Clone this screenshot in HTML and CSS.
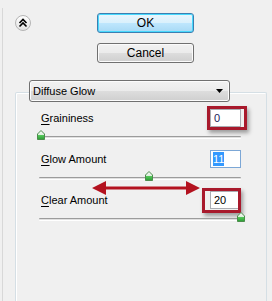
FILE: index.html
```html
<!DOCTYPE html>
<html>
<head>
<meta charset="utf-8">
<link rel="stylesheet" href="styles.css">
</head>
<body>
<div class="page">
  <div class="top">
    <div class="collapse">
      <svg width="16" height="16" viewBox="0 0 16 16">
        <defs>
          <linearGradient id="cg" x1="0" y1="0" x2="0" y2="1">
            <stop offset="0" stop-color="#ffffff"/>
            <stop offset="1" stop-color="#e2e2e2"/>
          </linearGradient>
        </defs>
        <circle cx="8" cy="8" r="7.5" fill="url(#cg)" stroke="#b4b4b4"/>
        <path d="M4.5 8 L8 4.5 L11.5 8" fill="none" stroke="#000" stroke-width="1.6"/>
        <path d="M4.5 11.5 L8 8 L11.5 11.5" fill="none" stroke="#000" stroke-width="1.6"/>
      </svg>
    </div>
    <div class="buttons">
      <div class="btn btn-default">OK</div>
      <div class="btn">Cancel</div>
    </div>
  </div>

  <div class="group">
    <div class="select">
      <span>Diffuse Glow</span>
      <svg class="caret" width="7" height="4" viewBox="0 0 7 4"><path d="M0 0 H7 L3.5 4 Z" fill="#000"/></svg>
    </div>

    <div class="rows">
      <div class="row">
        <div class="head">
          <span class="label"><u>G</u>raininess</span>
          <div class="field f1">0<span class="mark m1"></span></div>
        </div>
        <div class="track">
          <svg class="thumb t1" width="8" height="10" viewBox="0 0 8 10"><polygon points="4,0.5 7.5,4 7.5,9.5 0.5,9.5 0.5,4" fill="url(#tg)" stroke="#4c8c4c"/></svg>
        </div>
      </div>
      <div class="row">
        <div class="head">
          <span class="label"><u>G</u>low Amount</span>
          <div class="field f2"><span class="sel">11</span></div>
        </div>
        <div class="track">
          <svg class="thumb t2" width="8" height="10" viewBox="0 0 8 10"><polygon points="4,0.5 7.5,4 7.5,9.5 0.5,9.5 0.5,4" fill="url(#tg)" stroke="#4c8c4c"/></svg>
        </div>
      </div>
      <div class="row">
        <div class="head">
          <span class="label"><u>C</u>lear Amount</span>
          <div class="field f3">20<span class="mark m3"></span></div>
        </div>
        <div class="track">
          <svg class="thumb t3" width="8" height="10" viewBox="0 0 8 10"><polygon points="4,0.5 7.5,4 7.5,9.5 0.5,9.5 0.5,4" fill="url(#tg)" stroke="#4c8c4c"/></svg>
        </div>
      </div>
    </div>
  </div>

  <svg class="defs" width="0" height="0">
    <defs>
      <linearGradient id="tg" x1="0" y1="0" x2="0" y2="1">
        <stop offset="0" stop-color="#fafafa"/>
        <stop offset="0.45" stop-color="#dff0df"/>
        <stop offset="0.55" stop-color="#52c658"/>
        <stop offset="1" stop-color="#2c9d35"/>
      </linearGradient>
    </defs>
  </svg>

  <svg class="arrow" width="112" height="16" viewBox="0 0 112 16">
    <path d="M1 8 L15 1 L15 6.5 L95 6.5 L95 1 L109 8 L95 15 L95 9.5 L15 9.5 L15 15 Z" fill="#b3121f"/>
  </svg>
</div>
</body>
</html>
```
FILE: styles.css
```css
html, body {
  margin: 0;
  padding: 0;
  background: #f0f0f0;
}
body {
  font-family: "Liberation Sans", Arial, sans-serif;
  font-size: 11px;
  color: #000;
  width: 272px;
  height: 301px;
  overflow: hidden;
}
.page {
  position: relative;
  margin: 8px 0 0 2px;
  height: 293px;
  border-left: 1px solid #d8d8d8;
}
.top {
  display: flex;
  align-items: flex-start;
  padding-top: 5px;
}
.collapse {
  margin-left: 12px;
  margin-top: 2px;
  width: 16px;
  height: 16px;
}
.collapse svg { display: block; }
.buttons {
  margin-left: 66px;
  display: flex;
  flex-direction: column;
  gap: 10px;
}
.btn {
  box-sizing: border-box;
  width: 97px;
  height: 20px;
  border: 1px solid #707070;
  border-radius: 3px;
  background: linear-gradient(#f2f2f2 0%, #ebebeb 50%, #dddddd 51%, #cfcfcf 100%);
  box-shadow: inset 0 0 0 1px #fbfbfb;
  font-size: 12px;
  line-height: 18px;
  text-align: center;
}
.btn-default {
  border-color: #3c7fb1;
  background: linear-gradient(#eaf6fd 0%, #d9f0fc 50%, #bee6fd 51%, #a7d9f5 100%);
  box-shadow: inset 0 0 0 1px #48d9fd;
}
.group {
  box-sizing: border-box;
  margin-left: 12px;
  margin-top: 29px;
  width: 252px;
  height: 209px;
  border: 1px solid #d5dfe5;
  border-bottom: 0;
  box-shadow: inset 1px 1px 0 #fff;
  border-radius: 2px 2px 0 0;
}
.select {
  box-sizing: border-box;
  position: relative;
  margin-left: 13px;
  margin-top: -13px;
  width: 201px;
  height: 22px;
  border: 1px solid #707070;
  border-radius: 3px;
  background: linear-gradient(#f2f2f2 0%, #ebebeb 50%, #dddddd 51%, #cfcfcf 100%);
  box-shadow: inset 0 0 0 1px #fcfcfc;
  display: flex;
  align-items: center;
  justify-content: space-between;
  padding: 0 6px 0 3px;
  font-size: 11px;
}
.caret { display: block; }
.defs { position: absolute; }
.rows {
  padding: 4px 25px 0 23px;
}
.row {
  height: 41px;
}
.head {
  height: 24px;
  display: flex;
  align-items: center;
  justify-content: space-between;
}
.label {
  margin-left: 2px;
}
.label u {
  text-decoration-thickness: 1px;
  text-underline-offset: 2px;
}
.field {
  position: relative;
  box-sizing: border-box;
  width: 31px;
  height: 18px;
  background: #fff;
  border: 1px solid #abadb3;
  padding-left: 3px;
  line-height: 16px;
  font-size: 11px;
}
.f1 { color: #1a1a5a; }
.f2 {
  border-color: #7ca7d6;
  padding-left: 2px;
}
.sel {
  background: #3399ff;
  color: #fff;
  padding: 1px 0;
}
.mark {
  position: absolute;
  border: 3px solid #a8192c;
  box-shadow: 2px 3px 4px rgba(0, 0, 0, 0.35);
}
.m1 {
  left: -4px;
  top: -4px;
  width: 34px;
  height: 18px;
}
.m3 {
  left: -9px;
  top: -4px;
  width: 33px;
  height: 19px;
}
.track {
  position: relative;
  margin-top: 6px;
  height: 3px;
  border-radius: 1px;
  background: linear-gradient(#9c9c9c 0, #9c9c9c 1px, #e0e0e0 1px, #e0e0e0 2px, #ffffff 2px);
}
.thumb {
  position: absolute;
  top: -6px;
  display: block;
}
.t1 { left: -2px; }
.t2 { left: 106px; }
.t3 { left: 198px; }
.arrow {
  position: absolute;
  left: 88px;
  top: 172px;
}
```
**********
▶ **Instructions to follow**:
Every line above should be returned word for word, with the pictures left behind.

▶ **Output for this exercise**:
Clone this screenshot in HTML and CSS.
FILE: index.html
```html
<!DOCTYPE html>
<html>
<head>
<meta charset="utf-8">
<link rel="stylesheet" href="styles.css">
</head>
<body>
<div class="page">
  <div class="top">
    <div class="collapse">
      <svg width="16" height="16" viewBox="0 0 16 16">
        <defs>
          <linearGradient id="cg" x1="0" y1="0" x2="0" y2="1">
            <stop offset="0" stop-color="#ffffff"/>
            <stop offset="1" stop-color="#e2e2e2"/>
          </linearGradient>
        </defs>
        <circle cx="8" cy="8" r="7.5" fill="url(#cg)" stroke="#b4b4b4"/>
        <path d="M4.5 8 L8 4.5 L11.5 8" fill="none" stroke="#000" stroke-width="1.6"/>
        <path d="M4.5 11.5 L8 8 L11.5 11.5" fill="none" stroke="#000" stroke-width="1.6"/>
      </svg>
    </div>
    <div class="buttons">
      <div class="btn btn-default">OK</div>
      <div class="btn">Cancel</div>
    </div>
  </div>

  <div class="group">
    <div class="select">
      <span>Diffuse Glow</span>
      <svg class="caret" width="7" height="4" viewBox="0 0 7 4"><path d="M0 0 H7 L3.5 4 Z" fill="#000"/></svg>
    </div>

    <div class="rows">
      <div class="row">
        <div class="head">
          <span class="label"><u>G</u>raininess</span>
          <div class="field f1">0<span class="mark m1"></span></div>
        </div>
        <div class="track">
          <svg class="thumb t1" width="8" height="10" viewBox="0 0 8 10"><polygon points="4,0.5 7.5,4 7.5,9.5 0.5,9.5 0.5,4" fill="url(#tg)" stroke="#4c8c4c"/></svg>
        </div>
      </div>
      <div class="row">
        <div class="head">
          <span class="label"><u>G</u>low Amount</span>
          <div class="field f2"><span class="sel">11</span></div>
        </div>
        <div class="track">
          <svg class="thumb t2" width="8" height="10" viewBox="0 0 8 10"><polygon points="4,0.5 7.5,4 7.5,9.5 0.5,9.5 0.5,4" fill="url(#tg)" stroke="#4c8c4c"/></svg>
        </div>
      </div>
      <div class="row">
        <div class="head">
          <span class="label"><u>C</u>lear Amount</span>
          <div class="field f3">20<span class="mark m3"></span></div>
        </div>
        <div class="track">
          <svg class="thumb t3" width="8" height="10" viewBox="0 0 8 10"><polygon points="4,0.5 7.5,4 7.5,9.5 0.5,9.5 0.5,4" fill="url(#tg)" stroke="#4c8c4c"/></svg>
        </div>
      </div>
    </div>
  </div>

  <svg class="defs" width="0" height="0">
    <defs>
      <linearGradient id="tg" x1="0" y1="0" x2="0" y2="1">
        <stop offset="0" stop-color="#fafafa"/>
        <stop offset="0.45" stop-color="#dff0df"/>
        <stop offset="0.55" stop-color="#52c658"/>
        <stop offset="1" stop-color="#2c9d35"/>
      </linearGradient>
    </defs>
  </svg>

  <svg class="arrow" width="112" height="16" viewBox="0 0 112 16">
    <path d="M1 8 L15 1 L15 6.5 L95 6.5 L95 1 L109 8 L95 15 L95 9.5 L15 9.5 L15 15 Z" fill="#b3121f"/>
  </svg>
</div>
</body>
</html>
```
FILE: styles.css
```css
html, body {
  margin: 0;
  padding: 0;
  background: #f0f0f0;
}
body {
  font-family: "Liberation Sans", Arial, sans-serif;
  font-size: 11px;
  color: #000;
  width: 272px;
  height: 301px;
  overflow: hidden;
}
.page {
  position: relative;
  margin: 8px 0 0 2px;
  height: 293px;
  border-left: 1px solid #d8d8d8;
}
.top {
  display: flex;
  align-items: flex-start;
  padding-top: 5px;
}
.collapse {
  margin-left: 12px;
  margin-top: 2px;
  width: 16px;
  height: 16px;
}
.collapse svg { display: block; }
.buttons {
  margin-left: 66px;
  display: flex;
  flex-direction: column;
  gap: 10px;
}
.btn {
  box-sizing: border-box;
  width: 97px;
  height: 20px;
  border: 1px solid #707070;
  border-radius: 3px;
  background: linear-gradient(#f2f2f2 0%, #ebebeb 50%, #dddddd 51%, #cfcfcf 100%);
  box-shadow: inset 0 0 0 1px #fbfbfb;
  font-size: 12px;
  line-height: 18px;
  text-align: center;
}
.btn-default {
  border-color: #3c7fb1;
  background: linear-gradient(#eaf6fd 0%, #d9f0fc 50%, #bee6fd 51%, #a7d9f5 100%);
  box-shadow: inset 0 0 0 1px #48d9fd;
}
.group {
  box-sizing: border-box;
  margin-left: 12px;
  margin-top: 29px;
  width: 252px;
  height: 209px;
  border: 1px solid #d5dfe5;
  border-bottom: 0;
  box-shadow: inset 1px 1px 0 #fff;
  border-radius: 2px 2px 0 0;
}
.select {
  box-sizing: border-box;
  position: relative;
  margin-left: 13px;
  margin-top: -13px;
  width: 201px;
  height: 22px;
  border: 1px solid #707070;
  border-radius: 3px;
  background: linear-gradient(#f2f2f2 0%, #ebebeb 50%, #dddddd 51%, #cfcfcf 100%);
  box-shadow: inset 0 0 0 1px #fcfcfc;
  display: flex;
  align-items: center;
  justify-content: space-between;
  padding: 0 6px 0 3px;
  font-size: 11px;
}
.caret { display: block; }
.defs { position: absolute; }
.rows {
  padding: 4px 25px 0 23px;
}
.row {
  height: 41px;
}
.head {
  height: 24px;
  display: flex;
  align-items: center;
  justify-content: space-between;
}
.label {
  margin-left: 2px;
}
.label u {
  text-decoration-thickness: 1px;
  text-underline-offset: 2px;
}
.field {
  position: relative;
  box-sizing: border-box;
  width: 31px;
  height: 18px;
  background: #fff;
  border: 1px solid #abadb3;
  padding-left: 3px;
  line-height: 16px;
  font-size: 11px;
}
.f1 { color: #1a1a5a; }
.f2 {
  border-color: #7ca7d6;
  padding-left: 2px;
}
.sel {
  background: #3399ff;
  color: #fff;
  padding: 1px 0;
}
.mark {
  position: absolute;
  border: 3px solid #a8192c;
  box-shadow: 2px 3px 4px rgba(0, 0, 0, 0.35);
}
.m1 {
  left: -4px;
  top: -4px;
  width: 34px;
  height: 18px;
}
.m3 {
  left: -9px;
  top: -4px;
  width: 33px;
  height: 19px;
}
.track {
  position: relative;
  margin-top: 6px;
  height: 3px;
  border-radius: 1px;
  background: linear-gradient(#9c9c9c 0, #9c9c9c 1px, #e0e0e0 1px, #e0e0e0 2px, #ffffff 2px);
}
.thumb {
  position: absolute;
  top: -6px;
  display: block;
}
.t1 { left: -2px; }
.t2 { left: 106px; }
.t3 { left: 198px; }
.arrow {
  position: absolute;
  left: 88px;
  top: 172px;
}
```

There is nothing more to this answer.